@Edit:
I'm trying to create an agent to play the game of Tetris, using a convolutional nnet that takes the board state + current piece as input. From what I've read, Deep Q-learning is not very good at this, which I just confirmed.
@end Edit
Suppose that an agent is learning a policy to play a game, where each game step can be represented as
s, a, r, s', done
representing
state, action, reward, next state, game over
In the Deep Q-learning algorithm, the agent is in state s and takes some action a (following an epsilon-greedy policy), observes a reward r and gets to the next state s'.
The agent acts like this:
# returns an action index
get_action(state, epsilon)
if random() < epsilon
return random_action_index
else
return argmax(nnet.predict(state))
The parameters are updated by greedily observing the max Q-value in state s', so we have
# action taken was 'a' in state 's' leading to 's_'
prediction = nnet.predict(s)
if done
target = reward
else
target = reward + gamma * max(nnet.predict(s_))
prediction[a] = target
The [prediction, target] is feed to some nnet for weight update. So this nnet gets a state s as input, and outputs a vector of q-values with dimension n_actions. This is all clear to me.

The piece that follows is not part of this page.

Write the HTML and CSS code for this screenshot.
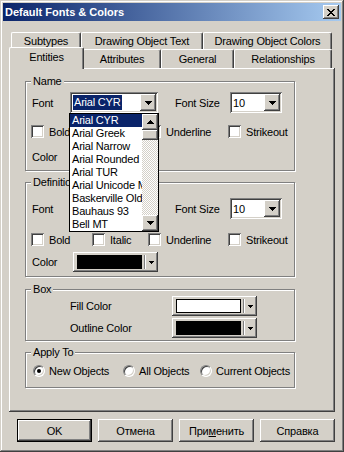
FILE: index.html
```html
<!DOCTYPE html>
<html lang="en">
<head>
    <meta charset="UTF-8">
    <title>Default Fonts &amp; Colors</title>
<link rel="stylesheet" href="styles.css">
</head>
<body>
    <div class="window">
        <div class="titlebar">
            <span class="title">Default Fonts &amp; Colors</span>
            <span class="close raised">
                <svg width="8" height="7" viewBox="0 0 8 7"><path d="M0 0h2v1H0zM6 0h2v1H6zM1 1h2v1H1zM5 1h2v1H5zM2 2h4v1H2zM3 3h2v1H3zM2 4h4v1H2zM1 5h2v1H1zM5 5h2v1H5zM0 6h2v1H0zM6 6h2v1H6z"/></svg>
            </span>
        </div>

        <div class="tabs">
            <div class="tab-row back">
                <div class="tab" style="width: 70px">Subtypes</div>
                <div class="tab" style="width: 122px">Drawing Object Text</div>
                <div class="tab" style="width: 129px">Drawing Object Colors</div>
            </div>
            <div class="tab-row front">
                <div class="tab active" style="width: 75px">Entities</div>
                <div class="tab" style="width: 78px">Attributes</div>
                <div class="tab" style="width: 73px">General</div>
                <div class="tab" style="width: 98px">Relationships</div>
            </div>

            <div class="panel">
                <fieldset class="group group-name">
                    <legend>Name</legend>
                    <div class="row font-row">
                        <span class="lbl lbl-font">Font</span>
                        <div class="combo combo-font">
                            <span class="combo-value"><span class="sel">Arial CYR</span></span>
                            <span class="combo-btn raised"><svg width="7" height="4" viewBox="0 0 7 4"><path d="M0 0h7v1H0zM1 1h5v1H1zM2 2h3v1H2zM3 3h1v1H3z"/></svg></span>
                            <div class="dropdown">
                                <div class="list-items">
                                    <div class="sel">Arial CYR</div>
                                    <div>Arial Greek</div>
                                    <div>Arial Narrow</div>
                                    <div>Arial Rounded</div>
                                    <div>Arial TUR</div>
                                    <div>Arial Unicode MS</div>
                                    <div>Baskerville Old Face</div>
                                    <div>Bauhaus 93</div>
                                    <div>Bell MT</div>
                                </div>
                                <div class="scrollbar">
                                    <span class="sb-btn raised"><svg width="7" height="4" viewBox="0 0 7 4"><path d="M3 0h1v1H3zM2 1h3v1H2zM1 2h5v1H1zM0 3h7v1H0z"/></svg></span>
                                    <span class="sb-thumb raised"></span>
                                    <span class="sb-track"></span>
                                    <span class="sb-btn raised"><svg width="7" height="4" viewBox="0 0 7 4"><path d="M0 0h7v1H0zM1 1h5v1H1zM2 2h3v1H2zM3 3h1v1H3z"/></svg></span>
                                </div>
                            </div>
                        </div>
                        <span class="lbl lbl-size">Font Size</span>
                        <div class="combo combo-size">
                            <span class="combo-value">10</span>
                            <span class="combo-btn raised"><svg width="7" height="4" viewBox="0 0 7 4"><path d="M0 0h7v1H0zM1 1h5v1H1zM2 2h3v1H2zM3 3h1v1H3z"/></svg></span>
                        </div>
                    </div>
                    <div class="row check-row">
                        <label class="check" style="width: 61px"><span class="box"></span>Bold</label>
                        <label class="check" style="width: 56px"><span class="box"></span>Italic</label>
                        <label class="check" style="width: 80px"><span class="box"></span>Underline</label>
                        <label class="check"><span class="box"></span>Strikeout</label>
                    </div>
                    <div class="row color-row">
                        <span class="lbl lbl-color">Color</span>
                        <div class="picker raised">
                            <span class="swatch black"></span>
                            <span class="sep"></span>
                            <span class="mini-arrow"><svg width="5" height="3" viewBox="0 0 5 3"><path d="M0 0h5v1H0zM1 1h3v1H1zM2 2h1v1H2z"/></svg></span>
                        </div>
                    </div>
                </fieldset>

                <fieldset class="group group-def">
                    <legend>Definition</legend>
                    <div class="row font-row">
                        <span class="lbl lbl-font">Font</span>
                        <div class="combo combo-font">
                            <span class="combo-value">Arial CYR</span>
                            <span class="combo-btn raised"><svg width="7" height="4" viewBox="0 0 7 4"><path d="M0 0h7v1H0zM1 1h5v1H1zM2 2h3v1H2zM3 3h1v1H3z"/></svg></span>
                        </div>
                        <span class="lbl lbl-size">Font Size</span>
                        <div class="combo combo-size">
                            <span class="combo-value">10</span>
                            <span class="combo-btn raised"><svg width="7" height="4" viewBox="0 0 7 4"><path d="M0 0h7v1H0zM1 1h5v1H1zM2 2h3v1H2zM3 3h1v1H3z"/></svg></span>
                        </div>
                    </div>
                    <div class="row check-row">
                        <label class="check" style="width: 61px"><span class="box"></span>Bold</label>
                        <label class="check" style="width: 56px"><span class="box"></span>Italic</label>
                        <label class="check" style="width: 80px"><span class="box"></span>Underline</label>
                        <label class="check"><span class="box"></span>Strikeout</label>
                    </div>
                    <div class="row color-row">
                        <span class="lbl lbl-color">Color</span>
                        <div class="picker raised">
                            <span class="swatch black"></span>
                            <span class="sep"></span>
                            <span class="mini-arrow"><svg width="5" height="3" viewBox="0 0 5 3"><path d="M0 0h5v1H0zM1 1h3v1H1zM2 2h1v1H2z"/></svg></span>
                        </div>
                    </div>
                </fieldset>

                <fieldset class="group group-box">
                    <legend>Box</legend>
                    <div class="row box-row">
                        <span class="lbl lbl-box">Fill Color</span>
                        <div class="picker raised">
                            <span class="swatch white"></span>
                            <span class="sep"></span>
                            <span class="mini-arrow"><svg width="5" height="3" viewBox="0 0 5 3"><path d="M0 0h5v1H0zM1 1h3v1H1zM2 2h1v1H2z"/></svg></span>
                        </div>
                    </div>
                    <div class="row box-row">
                        <span class="lbl lbl-box">Outline Color</span>
                        <div class="picker raised">
                            <span class="swatch black"></span>
                            <span class="sep"></span>
                            <span class="mini-arrow"><svg width="5" height="3" viewBox="0 0 5 3"><path d="M0 0h5v1H0zM1 1h3v1H1zM2 2h1v1H2z"/></svg></span>
                        </div>
                    </div>
                </fieldset>

                <fieldset class="group group-apply">
                    <legend>Apply To</legend>
                    <div class="row radio-row">
                        <label class="radio" style="width: 90px"><span class="dot checked"></span>New Objects</label>
                        <label class="radio" style="width: 77px"><span class="dot"></span>All Objects</label>
                        <label class="radio"><span class="dot"></span>Current Objects</label>
                    </div>
                </fieldset>
            </div>
        </div>

        <div class="buttons">
            <span class="btn default">OK</span>
            <span class="btn raised">Отмена</span>
            <span class="btn raised">При<u>м</u>енить</span>
            <span class="btn raised">Справка</span>
        </div>
    </div>
</body>
</html>
```

FILE: styles.css
```css
* {
    box-sizing: border-box;
}

body {
    margin: 0;
    font-family: "Liberation Sans", Arial, sans-serif;
    font-size: 11px;
    letter-spacing: -0.2px;
    color: #000;
    background-color: #d4d0c8;
}

.window {
    width: 344px;
    height: 452px;
    padding: 3px;
    background-color: #d4d0c8;
    box-shadow: inset -1px -1px #404040, inset 1px 1px #d4d0c8, inset -2px -2px #808080, inset 2px 2px #fff;
}

.raised {
    background-color: #d4d0c8;
    box-shadow: inset -1px -1px #404040, inset 1px 1px #fff, inset -2px -2px #808080, inset 2px 2px #d4d0c8;
}

/* title bar */
.titlebar {
    height: 18px;
    display: flex;
    align-items: center;
    justify-content: space-between;
    padding: 0 2px;
    background: linear-gradient(to right, #0a246a, #a6caf0);
    color: #fff;
    font-weight: bold;
    letter-spacing: 0;
}

.close {
    width: 16px;
    height: 14px;
    display: flex;
    align-items: center;
    justify-content: center;
}

/* tabs */
.tabs {
    margin: 11px 0 0 6px;
    width: 326px;
}

.tab-row {
    display: flex;
    padding-left: 2px;
}

.tab-row.back {
    height: 17px;
}

.tab-row.front {
    height: 19px;
}

.tab {
    display: flex;
    align-items: center;
    justify-content: center;
    border-top: 1px solid #fff;
    border-left: 1px solid #fff;
    border-right: 1px solid #404040;
    border-radius: 2px 2px 0 0;
    box-shadow: inset -1px 0 #808080;
    white-space: nowrap;
}

.tab.active {
    position: relative;
    z-index: 1;
    height: 22px;
    margin: -2px -1px 0 -2px;
    padding-bottom: 3px;
    background-color: #d4d0c8;
}

.panel {
    height: 344px;
    padding: 7px 0 0 16px;
    box-shadow: inset -1px -1px #404040, inset 1px 1px #fff, inset -2px -2px #808080, inset 2px 2px #d4d0c8;
}

/* group boxes */
.group {
    width: 270px;
    margin: 0;
    padding: 0;
    border: 1px solid #808080;
    box-shadow: 1px 1px #fff, inset 1px 1px #fff;
}

.group legend {
    margin-left: 5px;
    padding: 0 2px;
    line-height: 13px;
    background-color: #d4d0c8;
}

.group + .group {
    margin-top: 5px;
}

.group-box {
    margin-top: 6px !important;
}

.row {
    display: flex;
    align-items: center;
}

.font-row, .color-row {
    padding-left: 6px;
}

.lbl-font {
    width: 38px;
}

.lbl-size {
    width: 55px;
    margin-left: 17px;
}

.lbl-color {
    width: 41px;
}

.group-name {
    padding-bottom: 3px;
}

.group-name .font-row {
    margin-top: 4px;
}

.group-name .check-row {
    margin-top: 12px;
}

.group-name .color-row {
    margin-top: 9px;
}

.group-def {
    padding-bottom: 4px;
}

.group-def .font-row {
    margin-top: 9px;
}

.group-def .check-row {
    margin-top: 14px;
}

.group-def .color-row {
    margin-top: 6px;
}

.group-box {
    padding-bottom: 2px;
}

.box-row {
    padding-left: 44px;
}

.box-row + .box-row {
    margin-top: 2px;
}

.lbl-box {
    width: 102px;
}

.group-apply {
    padding-bottom: 10px;
}

.radio-row {
    margin-top: 6px;
    padding-left: 7px;
}

/* combo boxes */
.combo {
    position: relative;
    display: flex;
    height: 21px;
    padding: 2px;
    background-color: #fff;
    box-shadow: inset 1px 1px #808080, inset -1px -1px #fff, inset 2px 2px #404040, inset -2px -2px #d4d0c8;
}

.combo-font {
    width: 88px;
}

.combo-size {
    width: 52px;
}

.combo-value {
    flex: 1;
    display: flex;
    align-items: center;
    padding-left: 1px;
    white-space: nowrap;
    overflow: hidden;
}

.combo-value .sel {
    padding: 0 1px;
    line-height: 15px;
    background-color: #0a246a;
    color: #fff;
}

.combo-btn, .sb-btn {
    width: 16px;
    height: 17px;
    display: flex;
    align-items: center;
    justify-content: center;
}

/* open list */
.dropdown {
    position: absolute;
    z-index: 2;
    top: 100%;
    left: -1px;
    width: 90px;
    height: 119px;
    display: flex;
    border: 1px solid #000;
    background-color: #fff;
}

.list-items {
    flex: 1;
    overflow: hidden;
}

.list-items div {
    height: 13px;
    line-height: 13px;
    padding-left: 2px;
    white-space: nowrap;
}

.list-items .sel {
    background-color: #0a246a;
    color: #fff;
}

.scrollbar {
    width: 16px;
    display: flex;
    flex-direction: column;
    background: repeating-conic-gradient(#fff 0 25%, #d4d0c8 0 50%) 0 0 / 2px 2px;
}

.sb-btn {
    height: 16px;
}

.sb-thumb {
    height: 10px;
}

.sb-track {
    flex: 1;
}

/* colour pickers */
.picker {
    width: 85px;
    height: 20px;
    display: flex;
    align-items: center;
    padding: 3px 3px 3px 4px;
}

.swatch {
    flex: 1;
    height: 14px;
    border: 1px solid #000;
}

.swatch.black {
    background-color: #000;
}

.swatch.white {
    background-color: #fff;
}

.sep {
    width: 2px;
    height: 14px;
    margin: 0 1px 0 2px;
    border-left: 1px solid #808080;
    border-right: 1px solid #fff;
}

.mini-arrow {
    width: 8px;
    display: flex;
    justify-content: center;
}

/* check boxes and radios */
.check-row {
    padding-left: 5px;
}

.check, .radio {
    display: flex;
    align-items: center;
    white-space: nowrap;
}

.box {
    width: 13px;
    height: 13px;
    margin-right: 5px;
    background-color: #fff;
    box-shadow: inset 1px 1px #808080, inset -1px -1px #fff, inset 2px 2px #404040, inset -2px -2px #d4d0c8;
}

.dot {
    width: 12px;
    height: 12px;
    margin-right: 4px;
    border-radius: 50%;
    border: 1px solid;
    border-color: #808080 #fff #fff #808080;
    background-color: #fff;
    box-shadow: inset 1px 1px #404040, inset -1px -1px #d4d0c8;
    display: flex;
    align-items: center;
    justify-content: center;
}

.dot.checked::after {
    content: "";
    width: 4px;
    height: 4px;
    border-radius: 50%;
    background-color: #000;
}

/* bottom buttons */
.buttons {
    display: flex;
    gap: 6px;
    margin-top: 7px;
    padding-left: 14px;
}

.btn {
    width: 75px;
    height: 23px;
    display: flex;
    align-items: center;
    justify-content: center;
}

.btn.default {
    background-color: #d4d0c8;
    box-shadow: inset 0 0 0 1px #000, inset -2px -2px #404040, inset 2px 2px #fff, inset -3px -3px #808080, inset 3px 3px #d4d0c8;
}
```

Now, suppose that my state-actions are so noise, that this approach will simply not work. So, instead of outputting a vector of dimension n_actions, my nnet output is a single value, representing the "state-quality" (how desirable is that state).
Now my agent acts like this:
# returns an action based on how good the next state is
get_action(state, epsilon):
actions = []
for each action possible in state:
game.deepcopy().apply(action)
val = nnet.predict(game.get_state())
action.value = val
actions.append(action)
if random() < epsilon
return randomChoice(actions)
else
return action with_max_value from actions
And my [prediction, target] is like this:
# action taken was 'a' in state 's' leading to 's_'
prediction = nnet.predict(s)
if done
target = reward
else
target = reward + gamma * nnet.predict(s_)
I have some questions regarding this second algorithm:
a) Does it makes sense to act non greedily sometimes?
Intuitively no, because if I land in a bad state, it was probably because of a bad random action, not because the previous state was 'bad'. The Q-learning update will adjust the bad action, but this second algorithm will wrongly adjust the previous state.
b) What kind of algorithm is this? Where does it fits in Reinforcement Learning?
c) In the case of Tetris, the state almost never repeats, so what can I do in this case? Is that the reason deep q-learning fails here?
This may look confusing, but the algorithm actually works. I can provide extra details if necessary, thank you!